Vegetable Nutrition Facts - Promote Health and Longevity

We present vegetable nutrition facts gleaned from nutrition health articles in the scientific literature just like our fruit nutrition facts. We make these vegetable nutrition facts available to individuals that desire to improve their nutritional habits with fruit and vegetable diets for greater health and longevity. The original sources are cited in case you desire to do further study or simply want to verify this information.

Your diet can be a rich source of beneficial antioxidants, anticarcinogens, and anti-aging materials including Vitamin E, beta-carotene, selenium, glutathione, ascorbic acid (vitamin C), and phenols. [Ames1983] One well-known example is resveratrol in grapes that shows cancer preventive antioxidant, anti-inflammatory, and antimutagen properties. [Jang1997] A high fruit and vegetable diet is linked to lower incidence of many degenerative diseases including cancer, heart disease, inflammation, arthritis, immune system decline, brain dysfunction and cataracts. [Leong2002] And antioxidants are immensely valuable in a longevity diet.

Here is a list of different vegetable antioxidant strength classified by the ORAC analytical method as described by Cao. [Cao1996] The ORAC activity categories are the specific fruit's relative antioxidant strength based on laboratory test methods.
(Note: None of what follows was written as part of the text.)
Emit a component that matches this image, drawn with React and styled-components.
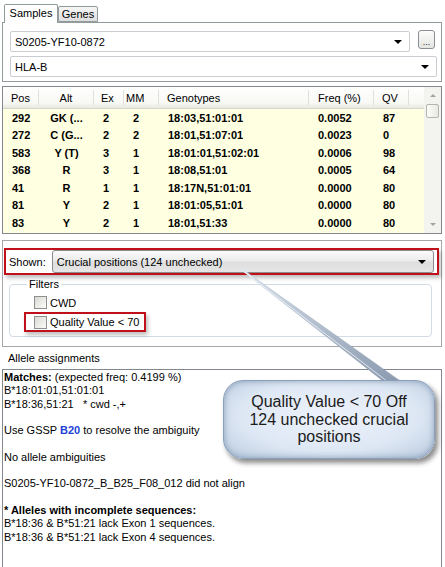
import React from "react";
import styled, { createGlobalStyle } from "styled-components";

const GlobalStyle = createGlobalStyle`
  html, body { margin: 0; padding: 0; background: #fff; }
  body {
    font-family: "Liberation Sans", Arial, sans-serif;
    font-size: 11px;
    color: #000;
  }
  * { box-sizing: border-box; }
`;

const Page = styled.div`
  position: relative;
  width: 445px;
  height: 567px;
  overflow: hidden;
  padding: 4px 3px 0 2px;
`;

/* ---------- tabs ---------- */

const TabStrip = styled.div`
  display: flex;
  align-items: flex-end;
  height: 18px;
  padding-left: 2px;
`;

const Tab = styled.div`
  position: relative;
  z-index: ${({ $active }) => ($active ? 1 : 0)};
  width: ${({ $w }) => $w}px;
  height: ${({ $active }) => ($active ? 19 : 16)}px;
  margin-bottom: ${({ $active }) => ($active ? -1 : 0)}px;
  display: flex;
  align-items: center;
  justify-content: center;
  border: 1px solid #919b9c;
  border-bottom: ${({ $active }) => ($active ? "none" : "1px solid #919b9c")};
  border-radius: 2px 2px 0 0;
  background: ${({ $active }) =>
    $active ? "#fff" : "linear-gradient(#f6f6f6, #dedede)"};
  padding-bottom: ${({ $active }) => ($active ? 2 : 0)}px;
`;

const TabPanel = styled.div`
  height: 60px;
  border: 1px solid #919b9c;
  padding: 8px 0 0 7px;
  display: flex;
  flex-direction: column;
  gap: 4px;
`;

const ComboRow = styled.div`
  display: flex;
  align-items: flex-start;
  gap: 8px;
`;

const Combo = styled.div`
  width: ${({ $w }) => ($w ? `${$w}px` : "auto")};
  flex: ${({ $w }) => ($w ? "none" : 1)};
  height: ${({ $h }) => $h || 21}px;
  display: flex;
  align-items: center;
  justify-content: space-between;
  padding: 0 7px 0 4px;
  border: 1px solid ${({ $gray }) => ($gray ? "#8c8c8c" : "#c9ccd1")};
  border-radius: ${({ $gray }) => ($gray ? 3 : 2)}px;
  background: ${({ $gray }) =>
    $gray
      ? "linear-gradient(#fbfbfb 0%, #ececec 45%, #dedede 55%, #e6e6e6 100%)"
      : "#fff"};
`;

const Arrow = styled.span`
  width: 0;
  height: 0;
  border-left: 4px solid transparent;
  border-right: 4px solid transparent;
  border-top: 4px solid #000;
`;

const DotsButton = styled.div`
  width: 17px;
  height: 19px;
  margin-top: -1px;
  border: 1px solid #8a8f96;
  border-radius: 3px;
  background: linear-gradient(#fdfdfd, #e4e4e0);
  display: flex;
  align-items: flex-end;
  justify-content: center;
  font-size: 9px;
  line-height: 12px;
  color: #222;
`;

/* ---------- grid ---------- */

const Grid = styled.div`
  margin-top: 4px;
  height: 148px;
  border: 1px solid #828790;
  display: flex;
  background: #ffffe1;
  overflow: hidden;
`;

const GridBody = styled.div`
  flex: 1;
  display: flex;
  flex-direction: column;
`;

const COLS = "36px 55px 30px 35px 150px 65px 35px 1fr";

const HeaderRow = styled.div`
  display: grid;
  grid-template-columns: ${COLS};
  height: 22px;
  background: linear-gradient(#ffffff 0%, #f8f8f5 75%, #e9e8e1 100%);
  border-bottom: 1px solid #d6d5cc;
`;

const HeaderCell = styled.div`
  display: flex;
  align-items: center;
  justify-content: ${({ $center }) => ($center ? "center" : "flex-start")};
  padding-left: ${({ $pad }) => $pad}px;
  margin: 3px 0;
  border-right: ${({ $last }) => ($last ? "none" : "1px solid #e1e0d8")};
`;

const DataRow = styled.div`
  display: grid;
  grid-template-columns: ${COLS};
  height: 17.5px;
  align-items: center;
  font-weight: bold;
`;

const DataCell = styled.div`
  text-align: ${({ $center }) => ($center ? "center" : "left")};
  padding-left: ${({ $center }) => ($center ? 0 : 9)}px;
  white-space: nowrap;
`;

const Scrollbar = styled.div`
  width: 17px;
  background: #f3f3ef;
  display: flex;
  flex-direction: column;
  align-items: center;
`;

const ScrollArrow = styled.div`
  width: 17px;
  height: 17px;
  display: flex;
  align-items: center;
  justify-content: center;
  margin-top: ${({ $down }) => ($down ? "auto" : 0)};
  &::after {
    content: "";
    width: 0;
    height: 0;
    border-left: 3px solid transparent;
    border-right: 3px solid transparent;
    ${({ $down }) =>
      $down ? "border-top: 3px solid #a3a3a3;" : "border-bottom: 3px solid #a3a3a3;"}
  }
`;

const Thumb = styled.div`
  width: 13px;
  height: 14px;
  border: 1px solid #b5b5b0;
  border-radius: 2px;
  background: linear-gradient(90deg, #fbfbf8, #e9e9e4);
`;

/* ---------- shown / filters ---------- */

const ShownPanel = styled.div`
  margin-top: 6px;
  height: 107px;
  border: 1px solid #a7a6aa;
  padding: 7px 2px 0 1px;
`;

const ShownBar = styled.div`
  height: 27px;
  border: 2px solid #c0101a;
  box-shadow: 2px 3px 4px rgba(0, 0, 0, 0.25);
  display: flex;
  align-items: center;
  gap: 6px;
  padding: 0 3px 0 3px;
`;

const Fieldset = styled.fieldset`
  margin: 3px 7px 0 5px;
  height: 59px;
  padding: 0 0 0 14px;
  border: 1px solid #d3dbe6;
  border-radius: 4px;
`;

const Legend = styled.legend`
  padding: 0 2px;
  margin-left: 3px;
  line-height: 13px;
`;

const CheckRow = styled.div`
  display: flex;
  align-items: center;
  gap: 3px;
  height: ${({ $hl }) => ($hl ? 20 : 19)}px;
  width: ${({ $hl }) => ($hl ? "122px" : "auto")};
  margin-top: ${({ $hl }) => ($hl ? 0 : 2)}px;
  padding-left: ${({ $hl }) => ($hl ? 8 : 10)}px;
  border: ${({ $hl }) => ($hl ? "2px solid #c0101a" : "none")};
  box-shadow: ${({ $hl }) => ($hl ? "2px 3px 4px rgba(0,0,0,0.25)" : "none")};
`;

const Box = styled.span`
  width: 13px;
  height: 13px;
  border: 1px solid #8e8f8f;
  background: linear-gradient(135deg, #d9d9d4, #fbfbf9);
`;

/* ---------- allele assignments ---------- */

const SectionLabel = styled.div`
  padding: 5px 0 0 6px;
  height: 22px;
  line-height: 13px;
`;

const TextBox = styled.div`
  height: 220px;
  border: 1px solid #828790;
  padding: 1px 0 0 1px;
  line-height: 13.3px;
`;

const Line = styled.div`
  white-space: pre;
  margin-bottom: ${({ $gap }) => ($gap ? "13.3px" : 0)};
`;

const B = styled.b`
  color: ${({ $blue }) => ($blue ? "#1c3fd6" : "inherit")};
`;

/* ---------- callout ---------- */

const Pointer = styled.svg`
  position: absolute;
  left: 0;
  top: 0;
  pointer-events: none;
`;

const Bubble = styled.div`
  position: absolute;
  left: 223px;
  top: 380px;
  width: 212px;
  height: 79px;
  border: 1px solid #8ba0ba;
  border-radius: 20px;
  background: radial-gradient(ellipse at 50% 45%, #eef3fb 0%, #dde7f4 60%, #b9cade 100%);
  box-shadow: inset 0 0 6px rgba(80, 105, 140, 0.55), 3px 4px 5px rgba(0, 0, 0, 0.45);
  display: flex;
  align-items: center;
  justify-content: center;
  text-align: center;
  font-size: 16px;
  line-height: 17.5px;
  color: #1b1b1b;
`;

const columns = [
  { label: "Pos", pad: 8 },
  { label: "Alt", center: true },
  { label: "Ex", pad: 7 },
  { label: "MM", pad: 2 },
  { label: "Genotypes", pad: 8 },
  { label: "Freq (%)", pad: 9 },
  { label: "QV", pad: 8 },
  { label: "", last: true },
];

const rows = [
  ["292", "GK (...", "2", "2", "18:03,51:01:01", "0.0052", "87"],
  ["272", "C (G...", "2", "2", "18:01,51:07:01", "0.0023", "0"],
  ["583", "Y (T)", "3", "1", "18:01:01,51:02:01", "0.0006", "98"],
  ["368", "R", "3", "1", "18:08,51:01", "0.0005", "64"],
  ["41", "R", "1", "1", "18:17N,51:01:01", "0.0000", "80"],
  ["81", "Y", "2", "1", "18:01:05,51:01", "0.0000", "80"],
  ["83", "Y", "2", "1", "18:01,51:33", "0.0000", "80"],
];

export default function App() {
  return (
    <>
      <GlobalStyle />
      <Page>
        <TabStrip>
          <Tab $active $w={54}>Samples</Tab>
          <Tab $w={40}>Genes</Tab>
        </TabStrip>
        <TabPanel>
          <ComboRow>
            <Combo $w={400}>
              S0205-YF10-0872
              <Arrow />
            </Combo>
            <DotsButton>...</DotsButton>
          </ComboRow>
          <Combo $w={427}>
            HLA-B
            <Arrow />
          </Combo>
        </TabPanel>

        <Grid>
          <GridBody>
            <HeaderRow>
              {columns.map((c, i) => (
                <HeaderCell key={i} $pad={c.pad || 0} $center={c.center} $last={c.last}>
                  {c.label}
                </HeaderCell>
              ))}
            </HeaderRow>
            {rows.map((r, i) => (
              <DataRow key={i}>
                {r.map((v, j) => (
                  <DataCell key={j} $center={j === 1}>
                    {v}
                  </DataCell>
                ))}
              </DataRow>
            ))}
          </GridBody>
          <Scrollbar>
            <ScrollArrow />
            <Thumb />
            <ScrollArrow $down />
          </Scrollbar>
        </Grid>

        <ShownPanel>
          <ShownBar>
            <span>Shown:</span>
            <Combo $gray $h={23}>
              Crucial positions (124 unchecked)
              <Arrow />
            </Combo>
          </ShownBar>
          <Fieldset>
            <Legend>Filters</Legend>
            <CheckRow>
              <Box />
              CWD
            </CheckRow>
            <CheckRow $hl>
              <Box />
              Quality Value &lt; 70
            </CheckRow>
          </Fieldset>
        </ShownPanel>

        <SectionLabel>Allele assignments</SectionLabel>
        <TextBox>
          <Line>
            <B>Matches:</B> (expected freq: 0.4199 %)
          </Line>
          <Line>B*18:01:01,51:01:01</Line>
          <Line $gap>B*18:36,51:21   * cwd -,+</Line>
          <Line $gap>
            Use GSSP <B $blue>B20</B> to resolve the ambiguity
          </Line>
          <Line $gap>No allele ambiguities</Line>
          <Line $gap>S0205-YF10-0872_B_B25_F08_012 did not align</Line>
          <Line>
            <B>* Alleles with incomplete sequences:</B>
          </Line>
          <Line>B*18:36 &amp; B*51:21 lack Exon 1 sequences.</Line>
          <Line>B*18:36 &amp; B*51:21 lack Exon 4 sequences.</Line>
        </TextBox>

        <Pointer width="445" height="567" viewBox="0 0 445 567">
          <defs>
            <linearGradient id="ptr" x1="0" y1="0" x2="1" y2="1">
              <stop offset="0" stopColor="#d7e0ea" />
              <stop offset="1" stopColor="#8797ad" />
            </linearGradient>
          </defs>
          <polygon points="243,270 246,271 409,386 391,386" fill="#5d6b7f" opacity="0.35" transform="translate(2,2)" />
          <polygon points="241,270 244,270 407,386 389,386" fill="url(#ptr)" />
          <line x1="242" y1="270" x2="392" y2="385" stroke="#f2f6fb" strokeWidth="0.8" />
        </Pointer>
        <Bubble>
          Quality Value &lt; 70 Off
          <br />
          124 unchecked crucial
          <br />
          positions
        </Bubble>
      </Page>
    </>
  );
}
All of these vegetables have a place in a well-rounded diet.

Relative Antioxidant Strength (ORAC) of Several Vegetables

High (top quintile): Garlic, Kale

Medium (middle three quintiles): Spinach, Brussels sprouts, Alfalfa sprouts, Broccoli flowers, Beets, Red bell pepper, Onion, Corn, Eggplant

Low (lowest quintile): Cauliflower, Potato, Sweet potato, Cabbage , Leaf lettuce, String beans, Carrot, Yellow squash, Iceberg lettuce, Celery, Cucumber

These fruit nutrition facts can help you manage your basic fruit and vegetable diet and develop a powerful longevity diet.

With the power of vegetable nutrition facts, you are empowered to make wise decisions about your diet, health and longevity.




References:

[Ames1983] Bruce N. Ames, “Dietary Carcinogens and Anticarcinogens, Oxygen radicals and degenerative diseases”, Science V221 N4617 pp1256-1264 1983, http://www.jstor.org/stable/1691677.

[Jang1997] Meishang Jang, Lining Cai, George O. Udeani, Karla V. Slowing, Cathy F. Thomas, Christopher W.W. Beecher, Harry H. S. Fong, Norman R, Farnsworth, A. Douglas Kinghorn, Rajendra G. Mehta, Richard C. Moon, John M. Pezzuto, “Cancer Chemopreventive Activity of Resveratrol, a Natural Product Derived from Grapes”, Science V275 pp218-220 1997, http://www.jstor.org/stable/2891907.

[Leong2002] L.P. Leong, G. Shui, “An investigation of antioxidant capacity of fruits in Singapore markets”, Food Chemistry 76 (2002) 69–75.

[Cao1996] Guohua Cao, Emin Sofic, Ronald L. Prior, "Antioxidant Capacity of Tea and Common Vegetables", Journal of Agricultural Food Chemistry, Vol. 44, No. 11, 1996.